**Work to complete:** Your task is to quote exactly the run of lines that starts at the line containing "Recreate this image" and ends at the line containing "string; role: string;", including both.

**Supplied records:**
○ ○ ○ ○ ○

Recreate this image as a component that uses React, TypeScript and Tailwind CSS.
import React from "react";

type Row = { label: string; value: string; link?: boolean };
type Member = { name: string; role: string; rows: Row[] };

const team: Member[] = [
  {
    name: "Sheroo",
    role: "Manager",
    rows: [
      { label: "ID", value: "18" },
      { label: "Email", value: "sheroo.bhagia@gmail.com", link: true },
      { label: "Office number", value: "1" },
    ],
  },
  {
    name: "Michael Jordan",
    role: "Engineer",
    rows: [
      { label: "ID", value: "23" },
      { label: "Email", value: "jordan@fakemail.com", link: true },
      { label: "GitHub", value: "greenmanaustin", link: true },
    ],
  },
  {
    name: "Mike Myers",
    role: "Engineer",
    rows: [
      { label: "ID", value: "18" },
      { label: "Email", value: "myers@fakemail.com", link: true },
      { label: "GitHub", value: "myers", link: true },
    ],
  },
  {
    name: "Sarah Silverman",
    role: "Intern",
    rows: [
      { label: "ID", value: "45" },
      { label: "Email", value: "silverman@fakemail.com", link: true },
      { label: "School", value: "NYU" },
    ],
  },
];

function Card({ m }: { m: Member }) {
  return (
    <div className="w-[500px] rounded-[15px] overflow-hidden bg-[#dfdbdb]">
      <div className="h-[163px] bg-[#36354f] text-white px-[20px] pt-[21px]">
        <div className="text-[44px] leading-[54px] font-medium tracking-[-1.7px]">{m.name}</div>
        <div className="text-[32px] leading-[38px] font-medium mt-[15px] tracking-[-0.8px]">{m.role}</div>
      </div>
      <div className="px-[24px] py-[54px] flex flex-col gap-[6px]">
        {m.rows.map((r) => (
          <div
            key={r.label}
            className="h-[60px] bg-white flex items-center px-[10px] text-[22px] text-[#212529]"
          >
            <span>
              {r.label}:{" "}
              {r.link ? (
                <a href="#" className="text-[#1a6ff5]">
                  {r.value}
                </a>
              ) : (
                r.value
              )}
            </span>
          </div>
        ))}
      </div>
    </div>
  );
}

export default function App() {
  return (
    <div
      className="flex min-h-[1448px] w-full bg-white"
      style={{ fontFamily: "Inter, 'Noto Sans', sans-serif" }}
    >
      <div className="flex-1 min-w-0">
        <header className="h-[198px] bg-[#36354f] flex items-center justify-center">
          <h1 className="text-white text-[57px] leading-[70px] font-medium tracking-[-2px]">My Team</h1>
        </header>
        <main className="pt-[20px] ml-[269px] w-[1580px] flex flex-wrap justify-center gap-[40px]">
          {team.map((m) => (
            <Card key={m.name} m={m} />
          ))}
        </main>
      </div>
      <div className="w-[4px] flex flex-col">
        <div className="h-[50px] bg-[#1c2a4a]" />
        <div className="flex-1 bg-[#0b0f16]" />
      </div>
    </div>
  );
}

○ ○ ○ ○ ○

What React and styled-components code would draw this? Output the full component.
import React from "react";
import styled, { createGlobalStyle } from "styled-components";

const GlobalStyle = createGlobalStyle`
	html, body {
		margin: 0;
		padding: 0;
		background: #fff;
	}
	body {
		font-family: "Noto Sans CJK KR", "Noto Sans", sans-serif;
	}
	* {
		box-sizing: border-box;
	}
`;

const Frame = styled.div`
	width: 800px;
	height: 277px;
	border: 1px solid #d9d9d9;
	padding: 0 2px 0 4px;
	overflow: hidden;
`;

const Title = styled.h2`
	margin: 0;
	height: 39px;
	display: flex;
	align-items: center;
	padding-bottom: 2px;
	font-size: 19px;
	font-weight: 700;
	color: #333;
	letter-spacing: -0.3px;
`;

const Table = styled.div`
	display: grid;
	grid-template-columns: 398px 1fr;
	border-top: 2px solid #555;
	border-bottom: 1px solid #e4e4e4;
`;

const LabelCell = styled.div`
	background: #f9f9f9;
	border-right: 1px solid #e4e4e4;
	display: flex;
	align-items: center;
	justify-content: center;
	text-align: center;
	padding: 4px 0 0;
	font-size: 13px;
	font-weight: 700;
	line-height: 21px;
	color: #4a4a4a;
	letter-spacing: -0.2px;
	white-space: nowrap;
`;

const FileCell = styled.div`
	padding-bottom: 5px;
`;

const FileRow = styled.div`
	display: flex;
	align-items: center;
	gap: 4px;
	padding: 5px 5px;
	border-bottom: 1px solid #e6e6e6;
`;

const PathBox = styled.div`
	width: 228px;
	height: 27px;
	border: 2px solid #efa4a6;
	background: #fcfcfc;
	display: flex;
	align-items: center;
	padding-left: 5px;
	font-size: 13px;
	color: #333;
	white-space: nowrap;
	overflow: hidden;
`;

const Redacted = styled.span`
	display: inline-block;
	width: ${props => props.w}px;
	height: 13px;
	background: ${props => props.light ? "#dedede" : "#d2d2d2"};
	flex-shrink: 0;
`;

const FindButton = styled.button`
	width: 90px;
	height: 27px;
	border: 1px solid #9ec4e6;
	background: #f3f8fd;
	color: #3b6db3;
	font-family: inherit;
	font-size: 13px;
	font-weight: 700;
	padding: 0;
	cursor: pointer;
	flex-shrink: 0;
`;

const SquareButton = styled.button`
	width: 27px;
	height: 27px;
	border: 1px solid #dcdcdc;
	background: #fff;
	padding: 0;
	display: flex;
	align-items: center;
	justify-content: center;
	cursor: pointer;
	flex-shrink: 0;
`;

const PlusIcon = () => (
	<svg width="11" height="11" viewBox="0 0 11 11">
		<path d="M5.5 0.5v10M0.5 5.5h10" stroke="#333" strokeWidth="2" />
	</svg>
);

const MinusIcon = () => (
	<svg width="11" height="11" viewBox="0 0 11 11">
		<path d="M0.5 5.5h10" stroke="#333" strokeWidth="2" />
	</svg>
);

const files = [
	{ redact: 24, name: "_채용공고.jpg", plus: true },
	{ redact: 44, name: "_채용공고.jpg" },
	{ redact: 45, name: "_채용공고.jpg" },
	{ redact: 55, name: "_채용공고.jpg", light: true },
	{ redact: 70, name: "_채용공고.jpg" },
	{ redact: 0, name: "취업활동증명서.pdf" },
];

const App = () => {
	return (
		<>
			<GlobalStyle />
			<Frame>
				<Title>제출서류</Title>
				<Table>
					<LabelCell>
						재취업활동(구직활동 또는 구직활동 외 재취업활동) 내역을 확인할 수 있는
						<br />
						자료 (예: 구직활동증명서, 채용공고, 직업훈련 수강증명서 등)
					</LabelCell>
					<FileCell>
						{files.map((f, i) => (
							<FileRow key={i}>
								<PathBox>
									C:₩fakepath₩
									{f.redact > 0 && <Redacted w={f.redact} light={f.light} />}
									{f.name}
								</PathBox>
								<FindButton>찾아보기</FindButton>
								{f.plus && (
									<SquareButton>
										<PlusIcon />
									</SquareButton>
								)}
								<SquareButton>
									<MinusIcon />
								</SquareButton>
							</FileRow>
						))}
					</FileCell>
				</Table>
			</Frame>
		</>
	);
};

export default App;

○ ○ ○ ○ ○

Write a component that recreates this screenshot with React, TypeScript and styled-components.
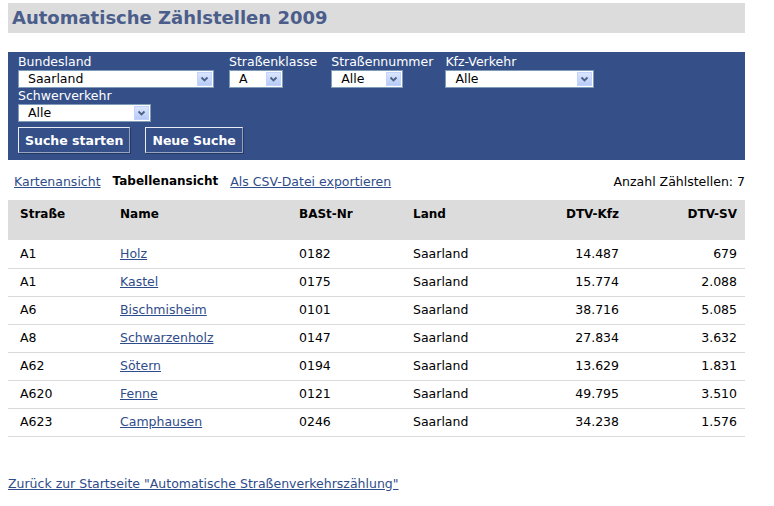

○ ○ ○ ○ ○

**The solution:**
Recreate this image as a component that uses React, TypeScript and Tailwind CSS.
import React from "react";

type Row = { label: string; value: string; link?: boolean };
type Member = { name: string; role: string; rows: Row[] };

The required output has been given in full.